In the one hand, we witness escalation of tension between China and Japan, and sometimes between your country [Philippines] and Vietnam; on the other hand, some tensions between the US and China in the region; do you think all these tensions will aggravate the situation in the region in future?

We can only perhaps look back at history and hope that the lessons learned from history will be a way to future and the future relations within the region. I think not all countries would like to see an escalation of tensions to a level so as to lead to confrontations, and it is the responsibility of all countries involved to try and make sure that it does not reach that point where tensions escalate [to confrontation]. But just as in all negotiations of all international relations, it is not a monologue. It's not just one country saying this is what we want, this what we get; rather, it is a dialogue and in many instances, a community discussion on how to manage relations peacefully in a region; so I hope that it does not get to the point but again as I said it all depends on the options available for countries. Even with the benefits of the lessons of history, if a country continues to act beyond what is legally correct, and if a country continues to act without regard for the interests of other countries, then if all avenues are exhausted, then it may inevitably lead to confrontation. Unfortunately, even with the lessons of the history these things still happen in global community. We hope it doesn't happen and we believe that all the countries involved want to maintain stability of the region so that everyone benefits from economic prosperity that stability will provide.
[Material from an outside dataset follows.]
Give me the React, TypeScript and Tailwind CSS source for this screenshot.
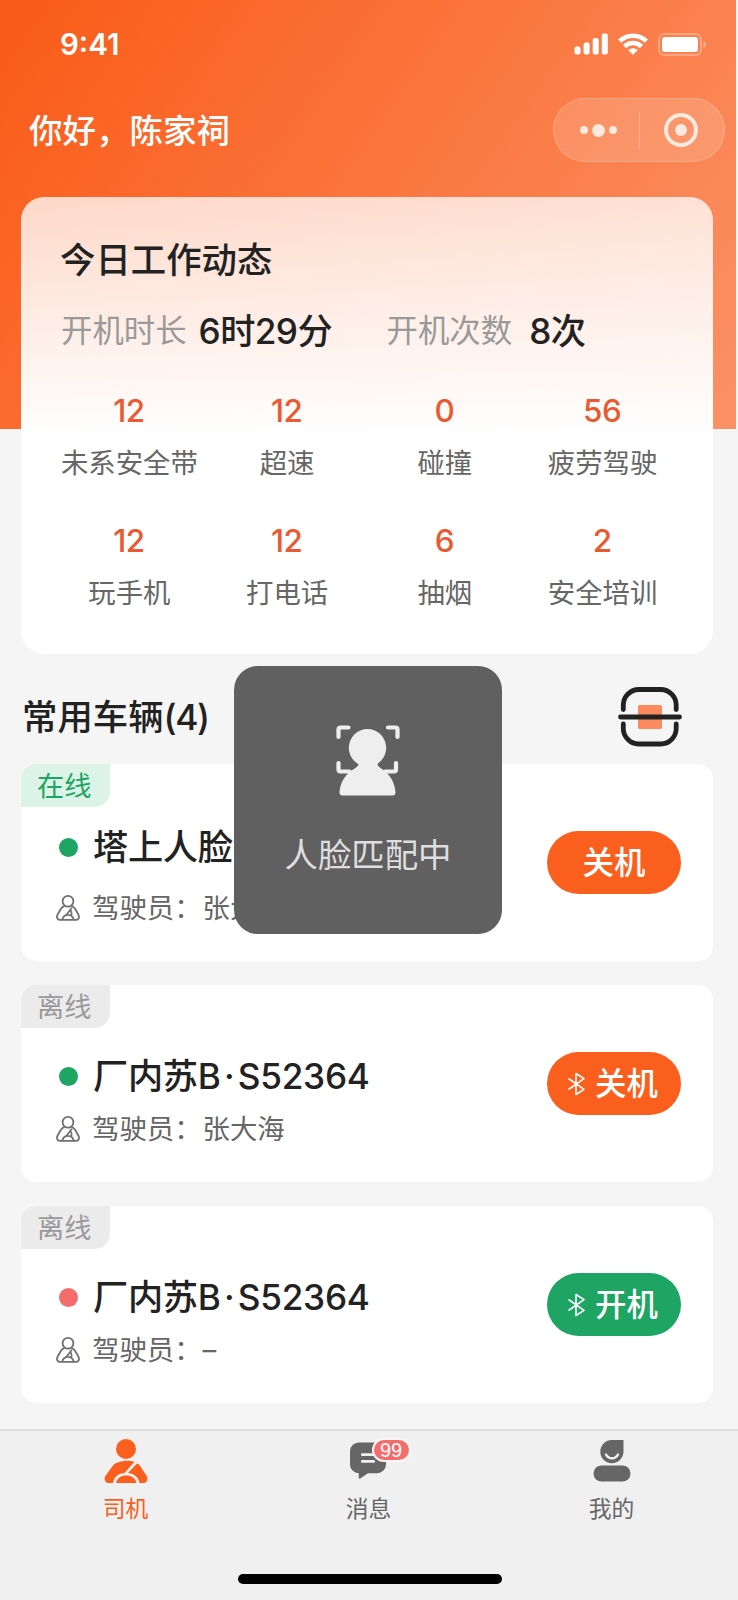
import { Fragment, ReactNode } from "react";
import clsx from "clsx";

type Vehicle = {
  online: boolean;
  name: string;
  driver: string;
  running: boolean;
  action: string;
  bluetooth: boolean;
};

const stats = [
  { value: "12", label: "未系安全带" },
  { value: "12", label: "超速" },
  { value: "0", label: "碰撞" },
  { value: "56", label: "疲劳驾驶" },
  { value: "12", label: "玩手机" },
  { value: "12", label: "打电话" },
  { value: "6", label: "抽烟" },
  { value: "2", label: "安全培训" },
];

const vehicles: Vehicle[] = [
  { online: true, name: "塔上人脸识别", driver: "张大海", running: true, action: "关机", bluetooth: false },
  { online: false, name: "厂内苏B·S52364", driver: "张大海", running: true, action: "关机", bluetooth: true },
  { online: false, name: "厂内苏B·S52364", driver: "–", running: false, action: "开机", bluetooth: true },
];

const StatusBar = () => (
  <div className="flex h-[88px] items-center justify-between pl-[60px] pr-[29px] text-white">
    <span className="text-[29.500px] font-semibold leading-[30px]">9:41</span>
    <div className="flex items-center">
      <svg width="35" height="22" viewBox="0 0 35 22" fill="currentColor">
        <rect x="0.5" y="13.5" width="6" height="8" rx="2" />
        <rect x="9.6" y="9.5" width="6" height="12" rx="2" />
        <rect x="18.7" y="5" width="6" height="16.5" rx="2" />
        <rect x="27.8" y="0.5" width="6" height="21" rx="2" />
      </svg>
      <svg className="ml-[9px]" width="30" height="22" viewBox="0 0 30 22" fill="none" stroke="currentColor" strokeWidth="4.600">
        <path d="M1.600 8.200a19.300 19.300 0 0 1 26.800 0" />
        <path d="M6.500 13.500a12.200 12.200 0 0 1 17 0" />
        <path d="M15 21.800l-4.800-4.700a7 7 0 0 1 9.600 0z" fill="currentColor" stroke="none" />
      </svg>
      <svg className="ml-[10px]" width="49" height="23" viewBox="0 0 49 23">
        <rect x="1" y="1" width="42" height="21" rx="5.5" fill="none" stroke="#fff" strokeOpacity="0.3" strokeWidth="2" />
        <rect x="4" y="4" width="36" height="15" rx="3" fill="#fff" />
        <path d="M45.5 8c3 1.300 3 5.700 0 7z" fill="#fff" fillOpacity="0.4" />
      </svg>
    </div>
  </div>
);

const NavBar = () => (
  <div className="flex h-[84px] items-center justify-between pl-[29px] pr-[11px]">
    <h1 className="pt-px text-[33.500px] font-medium leading-[40px] text-white">你好，陈家祠</h1>
    <div className="flex h-[64px] w-[172px] items-center rounded-full border border-white/20 bg-white/15 text-[#fee9df]">
      <div className="flex w-[85px] items-center justify-center gap-[4px] pl-[3px]">
        <i className="size-[8px] rounded-full bg-current" />
        <i className="size-[13px] rounded-full bg-current" />
        <i className="size-[8px] rounded-full bg-current" />
      </div>
      <div className="h-[37px] w-px bg-white/30" />
      <div className="flex flex-1 items-center justify-center pr-[2px]">
        <div className="flex size-[34px] items-center justify-center rounded-full border-4 border-current">
          <i className="size-[12px] rounded-full bg-current" />
        </div>
      </div>
    </div>
  </div>
);

const WorkCard = () => (
  <section className="-mt-[232px] ml-[21px] h-[457px] w-[692px] rounded-[23px] bg-[linear-gradient(180deg,rgba(255,255,255,0.75)_0%,#fff_53%)] pt-[44px]">
    <h2 className="pl-[39px] text-[35.400px] font-medium leading-[40px] text-[#222]">今日工作动态</h2>
    <div className="mt-[30px] flex h-[40px] items-center pl-[40px] leading-[40px]">
      <span className="text-[31.400px] text-[#999]">开机时长</span>
      <span className="ml-[12px] w-[190px] text-[35.200px] font-medium tracking-[-0.600px] text-[#222]">6时29分</span>
      <span className="-ml-[2px] text-[31.400px] text-[#999]">开机次数</span>
      <span className="ml-[17px] text-[35.200px] font-medium tracking-[-0.600px] text-[#222]">8次</span>
    </div>
    <div className="ml-[29px] mt-[44px] grid w-[631px] grid-cols-4 gap-y-[46px]">
      {stats.map((item) => (
        <div key={item.label} className="flex flex-col items-center gap-[20px]">
          <span className="text-[31.500px] font-medium leading-[32px] tracking-[-0.500px] text-[#ea5a31]">{item.value}</span>
          <span className="pl-px text-[27.400px] leading-[32px] text-[#666]">{item.label}</span>
        </div>
      ))}
    </div>
  </section>
);

const ScanIcon = () => (
  <svg width="64" height="60" viewBox="0 0 64 60" fill="none" stroke="#222" strokeWidth="4.800" strokeLinecap="round">
    <rect x="20" y="18" width="24" height="24" rx="1.500" fill="#fb8b5f" stroke="none" />
    <path d="M5.300 22.500V18A15.600 15.600 0 0 1 21 2.500h21.500A15.600 15.600 0 0 1 58.200 18v4.500" />
    <path d="M5.300 37v4.500A15.600 15.600 0 0 0 21 57h21.500a15.600 15.600 0 0 0 15.700-15.500V37" />
    <path d="M2.500 30h59" />
  </svg>
);

const DriverOutlineIcon = () => (
  <svg width="24" height="26" viewBox="0 0 24 26" fill="none" stroke="#707070" strokeWidth="1.800" strokeLinejoin="round">
    <circle cx="12" cy="6.300" r="5.400" />
    <path d="M8.500 11.200C6.800 11.600 5.800 12.500 4.800 14L1.500 19.800c-1.200 2.400-.2 5 2 5h17c2.200 0 3.200-2.600 2-5L19.200 14c-1-1.500-2-2.400-3.700-2.800" />
    <path d="M6.300 24.500c.8-3 3-4.700 5.700-4.700s4.900 1.700 5.700 4.700M15.800 12.800l-5.300 7M15 15.500c.6 2 1.200 3.500 0 5" />
  </svg>
);

const BluetoothIcon = () => (
  <svg width="17" height="24" viewBox="0 0 17 24" fill="none" stroke="#fff" strokeWidth="1.600" strokeLinejoin="round">
    <path d="M0.500 6.500L16 17.300l-8 5.200V1.500l8 5.200L0.500 17.500" />
  </svg>
);

// the dot of a plate number gets some room on both sides
const PlateName = ({ name }: { name: string }) => (
  <>
    {name.split("·").map((part, index) => (
      <Fragment key={index}>
        {index > 0 && <span className="px-[3.500px]">·</span>}
        {part}
      </Fragment>
    ))}
  </>
);

const VehicleCard = ({ vehicle }: { vehicle: Vehicle }) => (
  <li className="flex h-[197px] w-[692px] items-center justify-between overflow-hidden rounded-[15px] bg-white pr-[32px]">
    <div className="h-full">
      <div
        className={clsx(
          "h-[43px] w-[89px] rounded-br-[15px] pl-[16px] pt-px text-[27.200px] leading-[43px]",
          vehicle.online ? "bg-[#dcf4e8] text-[#1ea463]" : "bg-[#ebebeb] text-[#999]"
        )}
      >
        {vehicle.online ? "在线" : "离线"}
      </div>
      <div className={clsx("flex items-center pl-[38px]", vehicle.online ? "mt-[20px]" : "mt-[28px]")}>
        <i className={clsx("size-[19px] rounded-full", vehicle.running ? "bg-[#1ea463]" : "bg-[#f56c6c]")} />
        <h3 className="ml-[15px] pt-px text-[35.200px] font-medium leading-[39px] tracking-[-0.300px] text-[#222]">
          <PlateName name={vehicle.name} />
        </h3>
      </div>
      <div className={clsx("flex items-center pl-[35px]", vehicle.online ? "mt-[25px]" : "mt-[17px]")}>
        <DriverOutlineIcon />
        <span className="ml-[12px] text-[27.400px] leading-[32px] text-[#666]">
          驾驶员：<span className="pl-px">{vehicle.driver}</span>
        </span>
      </div>
    </div>
    <button
      className={clsx(
        "flex h-[63px] w-[134px] items-center justify-center rounded-full pt-px text-[31.400px] font-medium leading-[40px] text-white",
        vehicle.running ? "bg-[#fa5f1e]" : "bg-[#1ea463]",
        vehicle.bluetooth && "gap-[10px] pr-[2px]"
      )}
    >
      {vehicle.bluetooth && <BluetoothIcon />}
      {vehicle.action}
    </button>
  </li>
);

const MatchingToast = () => (
  <div className="absolute left-[234px] top-[666px] flex size-[268px] flex-col items-center rounded-[24px] bg-[#606060] pt-[59px]">
    <svg width="64" height="71" viewBox="0 0 64 71" fill="none" stroke="#eee" strokeWidth="4.200" strokeLinecap="round">
      <path d="M2.500 12V4.500a2 2 0 0 1 2-2H12.500M52 2.500H59.500a2 2 0 0 1 2 2V12" />
      <path d="M2.500 38v6.500a2 2 0 0 0 2 2h9M60 38v6.500a2 2 0 0 1-2 2h-9" />
      <circle cx="31.500" cy="22.800" r="18.700" fill="#eee" stroke="none" />
      <path d="M21 37c3 3 1 4-3 7C9 49 4 58 3.500 67.500c0 2 1 3 3 3h50c2 0 3-1 3-3C59 58 54 49 46 44c-4-3-6-4-3-7z" fill="#eee" stroke="none" />
    </svg>
    <p className="mt-[39px] text-[33.400px] leading-[40px] text-[#dedede]">人脸匹配中</p>
  </div>
);

const TabItem = ({ label, active, children }: { label: string; active?: boolean; children: ReactNode }) => (
  <div className={clsx("flex flex-col items-center", active ? "text-[#fa5f1e]" : "text-[#666]")}>
    <div className="flex h-[50px] items-center">{children}</div>
    <span className="mt-[7px] text-[22.800px] leading-[32px]">{label}</span>
  </div>
);

const TabBar = () => (
  <nav className="mt-[26px] h-[171px] border-t-2 border-[#dedede] bg-[#f0f0f0]">
    <div className="ml-[4px] grid w-[729px] grid-cols-3 pt-[5px]">
      <TabItem label="司机" active>
        <svg width="44" height="44" viewBox="0 0 44 44" fill="currentColor">
          <circle cx="22" cy="10" r="10" />
          <path d="M14 23.500c4-2 11-2.200 16.500-.8L20.500 34C14 34.500 10 38 9 44H3.500C1 43 0 40 1 37.500L9 26.500c1.500-1.800 3-2.300 5-3z" />
          <path d="M33 24.500c1 .4 2 1 3 2.200l7 10.800c1 2.500 0 5.500-2.500 6.500H35.500c-1-5.500-5-9.200-11.500-9.900z" />
          <path d="M12 44c1-5 5-7.500 10.200-7.500S31.500 39 32.500 44z" />
        </svg>
      </TabItem>
      <TabItem label="消息">
        <div className="relative pr-[2px]">
          <svg className="block" width="36" height="38" viewBox="0 0 37 38">
            <path d="M9 0h19a9 9 0 0 1 9 9v13.500a9 9 0 0 1-9 9H18.500L10.500 37c-1 .5-1.500 0-1.500-1v-4.500a9 9 0 0 1-9-9V9a9 9 0 0 1 9-9z" fill="currentColor" />
            <path d="M11.500 12.500h14M11.500 19.300h14" stroke="#f0f0f0" strokeWidth="2.800" />
          </svg>
          <span className="absolute -top-[4px] left-[22px] h-[24px] w-[39px] rounded-full border-2 border-[#f8f8f8] bg-[#f56c6c] text-center font-['Liberation_Sans'] text-[20px] leading-[20px] text-white">99</span>
        </div>
      </TabItem>
      <TabItem label="我的">
        <svg width="38" height="42" viewBox="0 0 38 42">
          <path d="M19 0h11.500v12A11.600 11.600 0 1 1 19 0z" fill="currentColor" />
          <path d="M13 14.500c2.500 5 9.500 5 12 0" fill="none" stroke="#f0f0f0" strokeWidth="2.400" strokeLinecap="round" />
          <rect x="0.500" y="25.500" width="37" height="16" rx="8" fill="currentColor" />
        </svg>
      </TabItem>
    </div>
    <div className="ml-[238px] mt-[49px] h-[10px] w-[264px] rounded-full bg-black" />
  </nav>
);

export default function App() {
  return (
    <div className="relative h-[1600px] w-[738px] overflow-hidden bg-[#f5f5f5] font-[Inter,'Noto_Sans_CJK_SC',sans-serif]">
      <header className="h-[429px] w-[736px] bg-[linear-gradient(125deg,#fa5d1b_5%,#fb9266_100%)]">
        <StatusBar />
        <NavBar />
      </header>
      <WorkCard />
      <div className="flex h-[110px] items-center justify-between pl-[22px] pr-[56px] pt-[16px]">
        <h2 className="pt-px text-[35.400px] font-medium leading-[40px] text-[#222]">
          常用车辆<span className="tracking-[-1.400px]">(4)</span>
        </h2>
        <ScanIcon />
      </div>
      <ul className="flex flex-col gap-[24px] pl-[21px]">
        {vehicles.map((vehicle, index) => (
          <VehicleCard key={index} vehicle={vehicle} />
        ))}
      </ul>
      <TabBar />
      <MatchingToast />
    </div>
  );
}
So you believe that the economic interdependency in the region and between China and the US won’t let political tensions to harm the interests of the countries in the region?

I hope that everyone will realize that there is much more to gain if rules are adhered to and discussions are done through legal processes so that everyone’s questions are settled without any conflict.

مصاحبه با ادواردو مارتین آرمنیز سفیر فیلیپین در ایران

Considering the nuclear deal between major powers and Iran, on which section of Iran economy will Asia and Philippine focus?

Well, the Philippines and Iran have complementary needs and complementary strengths. Both countries are large consumer markets. Philippines has population of 100 million. Iran has a population of 80 million and both populations have a similar demographic profile and the majority of the population is below 30. Both populations have a growing middle class with good disposable income. Therefore, both Iran and Philippines are good markets for the products that each country produces. For example, the largest export of Philippines to Iran right now is our Philippine bananas and also I see many Philippine pineapples in Iran. And because the Philippines is a tropical country and Iran has all seasons the agricultural products that the Philippines has are something that the Iranian market can import without being rival to Iranian products. So if we can overcome the barriers of distance for agricultural products then it is a very big market. The Philippine expertise in call centers and business process outsourcing is something that can be shared with Iran and Iran’s industrial base, you produce your own automobiles and heavy equipment and industrial products. Philippines right now has a very high GDP growth rate ,over 6 percent and therefore our infrastructure is very active now and Iran provides raw materials in terms of decorative stone, cement and steel. Many of your productions for construction, expertise and engineers can be used in Philippines. However, Iran remains major source of oil and gas. The Philippines does not produce enough gas for its own consumption so we can resume trade in gas and oil after the sanctions are lifted. There is food, industry and people to people and again tourism.

Both Iran and Philippines have identified tourism as a major contributor to our economies and one of my objectives is to try to get more Iranian tourists to visit the Philippines. There have been many Iranian tourists to the other countries in the region but they do not know Philippines very much. I can assure you that my country has just the same things and maybe a different experience to offer to the Iranian tourists. And the same manners to the Filipinos, they travel around the world in great numbers. 10 percent of 100 million Filipinos (about 10 million) live and work around the world, in fact over 2 million Filipinos live and work in Persian Gulf countries and about 1 million in Europe. So the geographical location of Iran is also an opportunity for the Filipinos. There are almost 1 million Filipinos in Saudi Arabia, 700 thousands in the UAE, more than 200 thousand in Qatar and 30 thousands in Oman. In Iran there are not so many long staying Filipinos, but over 55 thousand Filipinos visit Kish Island every year, so we constitute the largest foreign visitor to Kish Island. If the Iranian tourism agencies are able to attract over 2 million Filipinos living just around 2 hours far from Iran or even 55 thousand Filipinos visiting Kish Island to visit the mainland Iran, there will be a large market. There are also possibilities in investments in energy and construction in both countries; we recently had some Philippine companies come to Iran with an interest in investing in your binding by setting up mines, steel factories and container terminal; I am sure there are also Iranian companies which might be interested in investing in the Philippines. Because just as Iran is a gateway to central Asia and Europe, the Philippines is also a gateway to Asia. The Philippines was recently granted GSP+ privilege by the EU so the products in the Philippines has special access to the EU. So if an Iranian company wants to set up a factory in the Philippines, then the products produced in Philippines can be sold to Europe.